I would do 90 with my GM Sierra 2500 and a 7500lb boat/trailer. Absolutely no issue and handled great. Also had airbags which helps. Jeep is just not made for much load. Had a good load 2 weeks ago and my rear suspension was hitting the bump stops on rough road. All the time I was thinking maybe I need to buy something else. The problem I keep coming up against is there really isn’t anything that will tow a good load and still off road in a reasonable way. Can’t really afford a full size PU, the Jeep, and my AMG. Would need to sell the AMG which I can’t comprehend right now. If I buy another boat I’ll have no choice. First world problems are so tough.
 

·
Premium Member
Joined
·
9,238 Posts
Boats tend to have a heavier than average tongue weight for the weight of the trailer, tow well and back well as a result of the relative longer distance between the coupler and the axle compared to the overall length.
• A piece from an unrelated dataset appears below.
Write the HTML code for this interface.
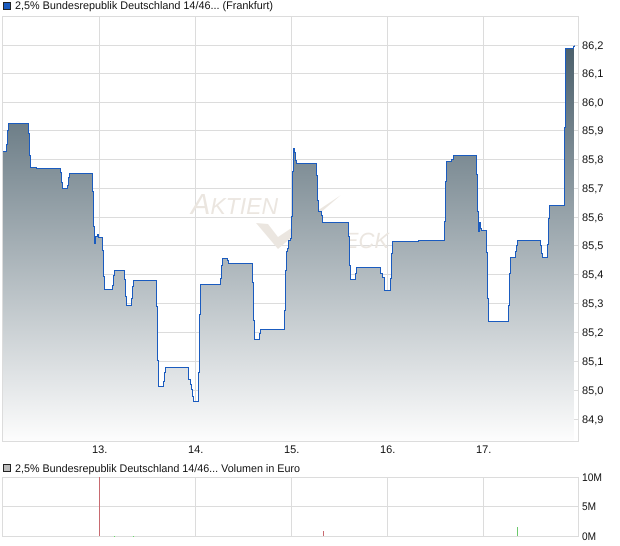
<!DOCTYPE html>
<html>
<head>
<meta charset="utf-8">
<style>
html,body{margin:0;padding:0;background:#fff;width:620px;height:546px;overflow:hidden}
svg{display:block;position:absolute;left:0;top:0}
text{font-family:"Liberation Sans",sans-serif;font-size:11px;fill:#111;text-rendering:geometricPrecision}
</style>
</head>
<body>
<svg width="620" height="546" viewBox="0 0 620 546" xmlns="http://www.w3.org/2000/svg">
<defs>
<linearGradient id="g" gradientUnits="userSpaceOnUse" x1="0" y1="45" x2="0" y2="441">
<stop offset="0" stop-color="#4a5f6b"/>
<stop offset="1" stop-color="#fdfdfd"/>
</linearGradient>
</defs>

<!-- legend 1 -->
<rect x="3.5" y="2.5" width="7" height="7" fill="#1a5bbf" stroke="#222" shape-rendering="crispEdges"/>
<text x="15" y="9" textLength="258" lengthAdjust="spacingAndGlyphs">2,5% Bundesrepublik Deutschland 14/46... (Frankfurt)</text>

<!-- main grid -->
<g stroke="#dcdcdc" stroke-width="1" shape-rendering="crispEdges" fill="none">
<path d="M2 16.5H579M2 45.5H578M2 73.5H578M2 102.5H578M2 130.5H578M2 159.5H578M2 188.5H578M2 217.5H578M2 245.5H578M2 274.5H578M2 303.5H578M2 332.5H578M2 361.5H578M2 390.5H578M2 419.5H578M2 441.5H579"/>
<path d="M2.5 16V442M99.5 16V442M195.5 16V442M291.5 16V442M387.5 16V442M483.5 16V442M578.5 16V442"/>
</g>

<!-- watermark -->
<g fill="#ebe6e0">
<text x="191" y="214" font-style="italic" style="font-size:29px;fill:#ebe6e0">A<tspan style="font-size:23px">KTIEN</tspan></text>
<text x="312" y="248" font-style="italic" style="font-size:22px;fill:#ebe6e0">CHECK</text>
<polygon points="256,223 268,224 278,237 341,195 278,249"/>
</g>

<!-- fill -->
<path fill="url(#g)" d="M3 151.5H6.5V144.5H7.5V130.5H8.5V123.5H28.5V133.5H29.5V155.5H30.5V167.5H36.5V168.5H60.5V172.5H61.5V182.5H62.5V188.5H67.5V185.5H68.5V177.5H69.5V173.5H92.5V191.5H93.5V226.5H94.5V243.5H95.5V236.5H97.5V234.5H98.5V237.5H102.5V250.5H103.5V276.5H104.5V289.5H112.5V285.5H113.5V275.5H114.5V270.5H124.5V279.5H125.5V296.5H126.5V305.5H131.5V298.5H132.5V286.5H133.5V280.5H156.5V306.5H157.5V360.5H158.5V386.5H163.5V381.5H164.5V372.5H165.5V367.5H188.5V379.5H190.5V384.5H191.5V389.5H192.5V396.5H193.5V401.5H198.5V372.5H199.5V314.5H200.5V284.5H220.5V278.5H221.5V265.5H222.5V258.5H227.5V260.5H228.5V263.5H252.5V282.5H253.5V320.5H254.5V339.5H259.5V333.5H260.5V329.5H284.5V310.5H285.5V270.5H286.5V251.5H287.5V248.5H288.5V240.5H290.5V238.5H291.5V216.5H292.5V171.5H293.5V148.5H294.5V152.5H295.5V160.5H296.5V163.5H316.5V175.5H317.5V200.5H318.5V211.5H321.5V215.5H322.5V222.5H348.5V236.5H349.5V265.5H350.5V279.5H355.5V273.5H356.5V267.5H380.5V273.5H382.5V277.5H384.5V290.5H390.5V278.5H391.5V253.5H392.5V241.5H418.5V240.5H444.5V221.5H445.5V181.5H446.5V161.5H451.5V159.5H453.5V155.5H476.5V174.5H477.5V211.5H478.5V231.5H479.5V222.5H480.5V228.5H481.5V230.5H486.5V252.5H487.5V298.5H488.5V321.5H508.5V305.5H509.5V273.5H510.5V257.5H515.5V251.5H516.5V245.5H517.5V240.5H540.5V245.5H541.5V253.5H542.5V257.5H547.5V244.5H548.5V218.5H549.5V205.5H564.5V127.5H565.5V48.5H573.5V46.5H574V441H3Z"/>

<!-- line -->
<path fill="none" stroke="#1a5bbf" stroke-width="1" shape-rendering="crispEdges" d="M3 151.5H6.5V144.5H7.5V130.5H8.5V123.5H28.5V133.5H29.5V155.5H30.5V167.5H36.5V168.5H60.5V172.5H61.5V182.5H62.5V188.5H67.5V185.5H68.5V177.5H69.5V173.5H92.5V191.5H93.5V226.5H94.5V243.5H95.5V236.5H97.5V234.5H98.5V237.5H102.5V250.5H103.5V276.5H104.5V289.5H112.5V285.5H113.5V275.5H114.5V270.5H124.5V279.5H125.5V296.5H126.5V305.5H131.5V298.5H132.5V286.5H133.5V280.5H156.5V306.5H157.5V360.5H158.5V386.5H163.5V381.5H164.5V372.5H165.5V367.5H188.5V379.5H190.5V384.5H191.5V389.5H192.5V396.5H193.5V401.5H198.5V372.5H199.5V314.5H200.5V284.5H220.5V278.5H221.5V265.5H222.5V258.5H227.5V260.5H228.5V263.5H252.5V282.5H253.5V320.5H254.5V339.5H259.5V333.5H260.5V329.5H284.5V310.5H285.5V270.5H286.5V251.5H287.5V248.5H288.5V240.5H290.5V238.5H291.5V216.5H292.5V171.5H293.5V148.5H294.5V152.5H295.5V160.5H296.5V163.5H316.5V175.5H317.5V200.5H318.5V211.5H321.5V215.5H322.5V222.5H348.5V236.5H349.5V265.5H350.5V279.5H355.5V273.5H356.5V267.5H380.5V273.5H382.5V277.5H384.5V290.5H390.5V278.5H391.5V253.5H392.5V241.5H418.5V240.5H444.5V221.5H445.5V181.5H446.5V161.5H451.5V159.5H453.5V155.5H476.5V174.5H477.5V211.5H478.5V231.5H479.5V222.5H480.5V228.5H481.5V230.5H486.5V252.5H487.5V298.5H488.5V321.5H508.5V305.5H509.5V273.5H510.5V257.5H515.5V251.5H516.5V245.5H517.5V240.5H540.5V245.5H541.5V253.5H542.5V257.5H547.5V244.5H548.5V218.5H549.5V205.5H564.5V127.5H565.5V48.5H573.5V46.5H574.5V45.5"/>

<!-- y labels -->
<g>
<text x="582" y="49">86,2</text>
<text x="582" y="77">86,1</text>
<text x="582" y="106">86,0</text>
<text x="582" y="134">85,9</text>
<text x="582" y="163">85,8</text>
<text x="582" y="192">85,7</text>
<text x="582" y="221">85,6</text>
<text x="582" y="249">85,5</text>
<text x="582" y="278">85,4</text>
<text x="582" y="307">85,3</text>
<text x="582" y="336">85,2</text>
<text x="582" y="365">85,1</text>
<text x="582" y="394">85,0</text>
<text x="582" y="423">84,9</text>
</g>

<!-- x labels -->
<g>
<text x="92" y="453">13.</text>
<text x="188" y="453">14.</text>
<text x="284" y="453">15.</text>
<text x="380" y="453">16.</text>
<text x="476" y="453">17.</text>
</g>

<!-- legend 2 -->
<rect x="3.5" y="464.5" width="7" height="7" fill="#bdbdbd" stroke="#222" shape-rendering="crispEdges"/>
<text x="15" y="472" textLength="285" lengthAdjust="spacingAndGlyphs">2,5% Bundesrepublik Deutschland 14/46... Volumen in Euro</text>

<!-- volume grid -->
<g stroke="#dcdcdc" stroke-width="1" shape-rendering="crispEdges" fill="none">
<path d="M2 477.5H579M2 506.5H578M2 536.5H579"/>
<path d="M2.5 477V537M99.5 477V537M195.5 477V537M291.5 477V537M387.5 477V537M483.5 477V537M578.5 477V537"/>
</g>
<g stroke-width="1" shape-rendering="crispEdges" fill="none">
<path d="M99.5 477V536" stroke="#c86a70"/>
<path d="M323.5 531V536" stroke="#c86a70"/>
<path d="M517.5 527V536" stroke="#6cc96c"/>
<path d="M114.5 536V537M133.5 536V537" stroke="#66dd66"/>
</g>
<text x="582" y="481" textLength="20" lengthAdjust="spacingAndGlyphs">10M</text>
<text x="582" y="510" textLength="14" lengthAdjust="spacingAndGlyphs">5M</text>
<text x="582" y="540" textLength="14" lengthAdjust="spacingAndGlyphs">0M</text>
</svg>
</body>
</html>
While I haven't measured them, from a visual standpoint U-Haul trailers and most box trailers have the axle at about 60% of the total length and boat trailers about 75%. They are also far easier to back effectively. A long trailer is relatively easy to back and a short trailer a real PITA.

The average boat trailer has far less wind resistance than a box trailer because the hydrodynamics of the boat give it good aerodynamics when on a trailer which it self has little wind resistance when empty.